Japan’s benchmark Nikkei 225 gained 0.6% to finish at 27,602.77. Australia’s S&P/ASX 200 edged up 0.2% to 7,430.90. South Korea’s Kospi added 0.5% to 2,465.64. Hong Kong’s Hang Seng lost 0.1% to 21,134.55, while the Shanghai Composite rose 0.3% to 3,293.28.
Toyota Motor Corp. stocks rose 0.3% after its president-to-be announced a company strategy to strengthen the Japanese automaker’s offerings in electric vehicles in coming years, focusing on its Lexus luxury brand. Rakuten Group shares plunged 1.5% after the online retailer announced operating losses on its investments.
On Monday, the S&P 500 climbed 1.1% in anticipation of Tuesday’s report on inflation at the consumer level across the country. The Dow Jones Industrial Average also gained 1.1% and the Nasdaq composite rose 1.5%.
Economists expect Tuesday’s report to show that U.S. inflation slowed to 6.2% in January. That would be down from 6.5% a month before and from a peak of more than 9% in the summer. Perhaps more important than the overall number is what the data show specifically about prices for services outside of housing, such as haircuts or airfares. Inflation has remained stubbornly high there, when it’s started to come down in other areas.
Everyone agrees that inflation is heading in the right direction. The question is how quickly and steadily it will come down to the Fed’s target of 2%. The central bank has been consistently saying it plans to keep rates higher for longer to ensure the job is done on inflation.
Yields were mixed Monday ahead of the inflation report.
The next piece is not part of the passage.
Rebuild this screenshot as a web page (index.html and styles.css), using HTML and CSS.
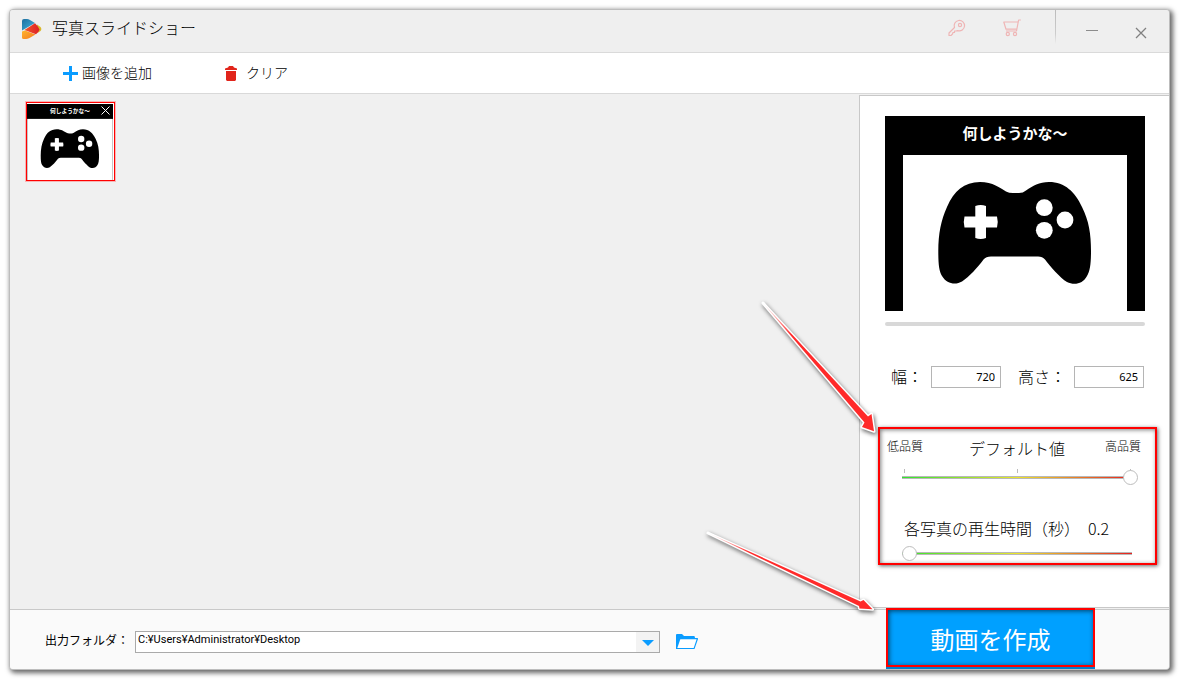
FILE: index.html
```
<!DOCTYPE html>
<html lang="ja">
<head>
<meta charset="utf-8">
<title>写真スライドショー</title>
<link rel="stylesheet" href="styles.css">
</head>
<body>
<svg class="defs" aria-hidden="true">
  <defs>
    <symbol id="slide" viewBox="0 0 260 199">
      <rect width="260" height="199" fill="#000"/>
      <rect x="18" y="39" width="224" height="160" fill="#fff"/>
      <text class="slide-text" x="130" y="23" text-anchor="middle">何しようかな～</text>
      <path fill="#000" d="M95 66C108 66 115 72 121 75.500Q124 77 128 77H134Q138 77 141 74.500C148 70 154 66 164 66C180 66 190 76 197 91C204 105 206 118 206 135C206 148 205 155 202 160C198 168 189 169.500 182 166C175 162 165 150 160 143.500Q157.500 140.500 153 140.500H106Q101 140.500 98.500 143.500C93 151 84 161 77 165.500C71 169 62 168.500 57 160C54 155 53.300 148 53.300 135C53.300 118 56 104 62 91C69 75 79 66 95 66Z"/>
      <path fill="#fff" d="M90.300 90Q95.700 88 101 90V100.500H112Q113.500 106 112 111.500H101V122Q95.700 124 90.300 122V111.500H79.500Q78 106 79.500 100.500H90.300Z"/>
      <circle cx="159.300" cy="91.700" r="8.400" fill="#fff"/>
      <circle cx="180" cy="104" r="8.400" fill="#fff"/>
      <circle cx="159.300" cy="114.300" r="8.400" fill="#fff"/>
    </symbol>
  </defs>
</svg>

<div class="window">
  <header class="titlebar">
    <svg class="logo" viewBox="0 0 20 20" aria-hidden="true">
      <defs>
        <linearGradient id="lb" x1="0" y1="0" x2="1" y2="1"><stop offset="0" stop-color="#1f6f9f"/><stop offset="1" stop-color="#3fb6e0"/></linearGradient>
        <linearGradient id="lo" x1="0" y1="0" x2="1" y2="1"><stop offset="0" stop-color="#ffb52e"/><stop offset="1" stop-color="#f47a20"/></linearGradient>
        <linearGradient id="lr" x1="0" y1="0" x2="1" y2="0"><stop offset="0" stop-color="#f0562a"/><stop offset="1" stop-color="#dd1f26"/></linearGradient>
      </defs>
      <path fill="#d9b82a" d="M15 5.500 18.500 8Q20.200 10 18.500 12L15.500 14Z"/>
      <path fill="url(#lb)" d="M0 2Q0 0 2 0H5Q6.500 0 8 1L13 4 0 11.500Z"/>
      <path fill="url(#lo)" d="M0 12.500 3 11.500 13.500 15.500 7 19.300Q5.500 20 4 20H1.500Q0 20 0 18.500Z"/>
      <path fill="url(#lr)" d="M2.500 11 13 4.300Q16 7 17.500 10.500 16.500 13.500 14 15.200Z"/>
    </svg>
    <h1 class="title">写真スライドショー</h1>
    <button class="icon-btn key" type="button" aria-label="登録">
      <svg width="18" height="18" viewBox="0 0 18 18" fill="none" stroke="#efb5b5" stroke-width="1.200" stroke-linejoin="round"><path d="M6.500 8.500A5.200 5.200 0 1 1 9.800 11.600L8 12H6.500V13.500H5L4.500 15 3 16.500H1V14Z"/><circle cx="12" cy="6" r="1.600"/></svg>
    </button>
    <button class="icon-btn cart" type="button" aria-label="購入">
      <svg width="18" height="18" viewBox="0 0 18 18" fill="none" stroke="#efb5b5" stroke-width="1.200" stroke-linejoin="round"><path d="M17.800 1H15.600L13.500 12H3M15 4.500"/><path d="M15.200 3H.8L3 10.200H13.800"/><circle cx="4.800" cy="15" r="1.600"/><circle cx="12" cy="15" r="1.600"/></svg>
    </button>
    <span class="divider"></span>
    <button class="icon-btn minimize" type="button" aria-label="最小化">
      <svg width="12" height="12" viewBox="0 0 12 12" stroke="#8c8c8c"><path d="M0 6.500H12"/></svg>
    </button>
    <button class="icon-btn close" type="button" aria-label="閉じる">
      <svg width="12" height="12" viewBox="0 0 12 12" stroke="#808080" stroke-width="1.300"><path d="M1 1 11 11M11 1 1 11"/></svg>
    </button>
  </header>

  <nav class="toolbar">
    <button class="tool" type="button">
      <svg width="15" height="15" viewBox="0 0 15 15" fill="#0a9cff" aria-hidden="true"><path d="M6 0H9V6H15V9H9V15H6V9H0V6H6Z"/></svg>
      <span class="tool-text">画像を追加</span>
    </button>
    <button class="tool clear" type="button">
      <svg width="12" height="15" viewBox="0 0 12 15" fill="#e1251b" aria-hidden="true"><path d="M0 4V2.500L3 1.500 4 0H8L9 1.500 12 2.500V4ZM1 5H11V14L10 15H2L1 14Z"/></svg>
      <span class="tool-text">クリア</span>
    </button>
  </nav>

  <main class="workspace">
    <section class="gallery" aria-label="画像一覧">
      <figure class="thumb">
        <svg class="thumb-image" viewBox="18 0 224 199" role="img" aria-label="何しようかな～"><use href="#slide" width="260" height="199"/></svg>
        <button class="remove" type="button" aria-label="削除">
          <svg width="9" height="9" viewBox="0 0 9 9" stroke="#fff"><path d="M.5.5 8.500 8.500M8.500.5.5 8.500"/></svg>
        </button>
      </figure>
    </section>

    <aside class="panel">
      <svg class="preview" viewBox="0 0 260 195" role="img" aria-label="プレビュー"><use href="#slide" width="260" height="199"/></svg>
      <div class="progress"></div>

      <div class="size-row">
        <label for="w">幅：</label>
        <input class="size" id="w" type="text" value="720">
        <label class="second" for="h">高さ：</label>
        <input class="size" id="h" type="text" value="625">
      </div>

      <section class="settings">
        <div class="quality-labels">
          <span class="small">低品質</span>
          <label class="default" for="quality">デフォルト値</label>
          <span class="small">高品質</span>
        </div>
        <div class="scale ticks"><input class="range" id="quality" type="range" min="0" max="100" value="100"></div>
        <label class="time-label" for="time">各写真の再生時間（秒）<span class="seconds">0.2</span></label>
        <div class="scale"><input class="range" id="time" type="range" min="0" max="100" value="0"></div>
        <svg class="arrow arrow-settings" width="124" height="142" viewBox="0 0 124 142" aria-hidden="true">
          <defs><linearGradient id="a1" gradientUnits="userSpaceOnUse" x1="2" y1="3" x2="30" y2="36"><stop offset="0" stop-color="#fff"/><stop offset="1" stop-color="#ff2a2a"/></linearGradient></defs>
          <path fill="url(#a1)" d="M2 3 107 116.500 110.500 114 113 131.300 101 127 103.500 122.500Z"/>
        </svg>
      </section>
    </aside>
  </main>

  <footer class="footer">
    <label class="folder-label" for="folder">出力フォルダ：</label>
    <div class="combo">
      <select id="folder"><option>C:¥Users¥Administrator¥Desktop</option></select>
      <span class="combo-arrow"></span>
    </div>
    <button class="icon-btn browse" type="button" aria-label="フォルダを開く">
      <svg width="22" height="16" viewBox="0 0 22 16"><path fill="#0a9cff" d="M0 15V1Q0 0 1 0H6L8 2H18Q19 2 19 4H21.500Q22 4 22 5L18.500 15Z"/><path fill="#fff" d="M4.300 5.200H20.600L17.700 14H1.300Z"/></svg>
    </button>
    <div class="create-wrap">
      <button class="create" type="button">動画を作成</button>
      <svg class="arrow arrow-create" width="182" height="92" viewBox="0 0 182 92" aria-hidden="true">
        <defs><linearGradient id="a2" gradientUnits="userSpaceOnUse" x1="3" y1="3" x2="45" y2="22"><stop offset="0" stop-color="#fff"/><stop offset="1" stop-color="#ff2a2a"/></linearGradient></defs>
        <path fill="url(#a2)" d="M3 3 155.500 71.500 158.500 70 167.500 79.300 154.500 78.500 154 76Z"/>
      </svg>
    </div>
  </footer>
</div>
</body>
</html>
```

FILE: styles.css
```
* { box-sizing: border-box; }

body {
  margin: 0;
  padding: 9px 10px 10px 9px;
  background: #fff;
  color: #000;
  font: 300 16px/24px "Noto Sans CJK JP", sans-serif;
}

button, input, select { font: inherit; color: inherit; }
button { padding: 0; border: 0; background: none; }
svg { display: block; flex: none; }
.defs { position: absolute; width: 0; height: 0; }

.window {
  display: flex;
  flex-direction: column;
  min-height: calc(100vh - 19px);
  border: 1px solid #bdbdbd;
  border-radius: 4px;
  background: #f0f0f0;
  box-shadow: 2px 2px 5px 1px rgba(0, 0, 0, .6);
}

.titlebar {
  display: flex;
  align-items: center;
  height: 43px;
  padding: 0 22px 5px 12px;
  border-bottom: 1px solid #dadada;
  background: #efefef;
  border-radius: 3px 3px 0 0;
}
.logo { width: 20px; height: 20px; }
.title { flex: 1; margin: 0 0 4px 10px; font-size: 16px; font-weight: 300; }
.key, .cart { margin-bottom: 2px; }
.cart { margin-left: 37px; }
.divider {
  align-self: flex-start;
  width: 1px;
  height: 34px;
  margin: 0 30px 0 34px;
  background: linear-gradient(#bbb, #ccc 70%, #efefef);
}
.minimize { margin-top: 3px; }
.close { margin: 8px 0 0 37px; }

.toolbar {
  display: flex;
  align-items: center;
  height: 41px;
  padding: 0 53px;
  border-bottom: 1px solid #d9d9d9;
  background: #fff;
}
.tool { display: flex; align-items: center; gap: 4px; font-size: 14px; line-height: 20px; }
.tool-text { padding-bottom: 3px; }
.clear { margin-left: 73px; gap: 9px; }

.workspace {
  flex: 1;
  display: grid;
  grid-template-columns: minmax(0, 1fr) 310px;
}
.gallery { padding: 8px 16px; }
.thumb {
  position: relative;
  width: 89px;
  height: 79px;
  margin: 0;
  padding-top: 1px;
  border: 1px solid #f00;
  background: #fff;
  box-shadow: 0 0 0 1px #f7b5b5;
}
.thumb-image { width: 86px; height: 76px; }
.remove { position: absolute; top: 3px; right: 4px; }
.slide-text { font: 700 15px "Noto Sans CJK JP", sans-serif; fill: #fff; }

.panel {
  margin: 1px 0;
  padding: 20px 12px 20px 18px;
  border: solid #c8c8c8;
  border-width: 1px 0 1px 1px;
  background: #fff;
}
.preview { width: 260px; height: 195px; margin-left: 7px; }
.progress { height: 4px; margin: 11px 12px 0 7px; border-radius: 2px; background: #d8d8d8; }
.size-row { display: flex; align-items: center; margin: 38px 0 0 13px; }
.size-row label { padding-bottom: 2px; }
.size-row .second { margin-left: 17px; }
.size {
  width: 70px;
  height: 22px;
  margin-left: 8px;
  padding: 0 5px 2px;
  border: 1px solid #b5b5b5;
  background: #fff;
  font: 400 11px/16px "Noto Sans", sans-serif;
  text-align: right;
}

.settings {
  position: relative;
  margin-top: 37px;
  padding: 7px 14px 2px 7px;
  border: 2px solid #f00;
  box-shadow: 1px 1px 4px rgba(0, 0, 0, .6), inset 1px 1px 4px rgba(0, 0, 0, .5);
}
.quality-labels { display: flex; justify-content: space-between; }
.small { font-size: 12px; line-height: 20px; }
.default { padding-left: 6px; }
.scale { margin: 6px 3px 0 15px; }
.ticks {
  margin-top: 9px;
  padding-top: 1px;
  background:
    linear-gradient(#bbb, #bbb) 2px 0 / 1px 4px no-repeat,
    linear-gradient(#bbb, #bbb) 49% 0 / 1px 4px no-repeat,
    linear-gradient(#bbb, #bbb) calc(100% - 7px) 0 / 1px 4px no-repeat;
}
.range {
  appearance: none;
  display: block;
  width: 100%;
  height: 15px;
  margin: 0;
  background:
    linear-gradient(90deg, #2fe52f, #ece52a 50%, #e82020) 0 7px / calc(100% - 6px) 1px no-repeat,
    linear-gradient(#b8b8b8, #b8b8b8) 0 6px / calc(100% - 6px) 3px no-repeat;
}
.range::-webkit-slider-thumb {
  appearance: none;
  width: 15px;
  height: 15px;
  border: 1px solid #bdbdbd;
  border-radius: 50%;
  background: #fff;
}
.time-label { display: block; margin: 31px 0 0 17px; white-space: nowrap; }
.seconds { margin-left: 8px; }

.footer {
  display: flex;
  align-items: center;
  height: 60px;
  padding: 0 74px 0 35px;
  border-top: 1px solid #c9c9c9;
  border-radius: 0 0 3px 3px;
  background: #fafafa;
}
.folder-label { width: 90px; font-size: 12px; font-weight: 400; }
.combo { position: relative; flex: 0 1 525px; height: 22px; margin-top: 4px; }
.combo select {
  appearance: none;
  display: block;
  width: 100%;
  height: 100%;
  padding: 0 26px 3px 2px;
  border: 1px solid #aaa;
  border-radius: 0;
  background: #fff;
  font: 400 11px/16px Roboto, sans-serif;
}
.combo-arrow {
  position: absolute;
  inset: 1px 1px 1px auto;
  width: 23px;
  background: #f3f3f3;
  pointer-events: none;
}
.combo-arrow::after {
  content: "";
  position: absolute;
  left: 6px;
  top: 8px;
  border: solid transparent;
  border-width: 6px 6px 0;
  border-top-color: #0a9cff;
}
.browse { margin: 5px 0 0 16px; }
.create-wrap { position: relative; align-self: flex-start; margin: -2px 0 0 auto; }
.create {
  display: block;
  width: 209px;
  height: 59px;
  padding-top: 3px;
  border: 2px solid #f00;
  background: #00a0ff;
  box-shadow: 0 2px 0 #007fcc, inset 1px 1px 5px rgba(0, 0, 0, .6);
  color: #fff;
  font-size: 24px;
  font-weight: 400;
}

.arrow {
  position: absolute;
  overflow: visible;
  stroke: #fff;
  stroke-width: 3px;
  stroke-linejoin: round;
  paint-order: stroke;
  filter: drop-shadow(1px 2px 2px rgba(0, 0, 0, .6));
  pointer-events: none;
}
.arrow-settings { left: -119px; top: -129px; }
.arrow-create { left: -181px; top: -78px; }
```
The yield on the 10-year Treasury, which helps set rates for mortgages and other important loans, dipped to 3.70% from 3.75% late Friday. The two-year yield, which tends to move more on expectations for the Fed, was at 4.54% and close to its highest since November.
All the worries about inflation and rates are happening against the backdrop of a decidedly lackluster earnings reporting season. Companies in the S&P 500 are on track to report a nearly 5% drop in earnings for the final three months of 2022, compared with a year earlier, according to FactSet.
In energy trading, benchmark U.S. crude fell 79 cents to $79.35 a barrel in electronic trading on the New York Mercantile Exchange. Brent crude, the international pricing standard, fell 49 cents to $86.12 a barrel.
In currency trading, the U.S. dollar inched down to 132.04 Japanese yen from 132.42 yen. The euro cost $1.0735, up from $1.0726.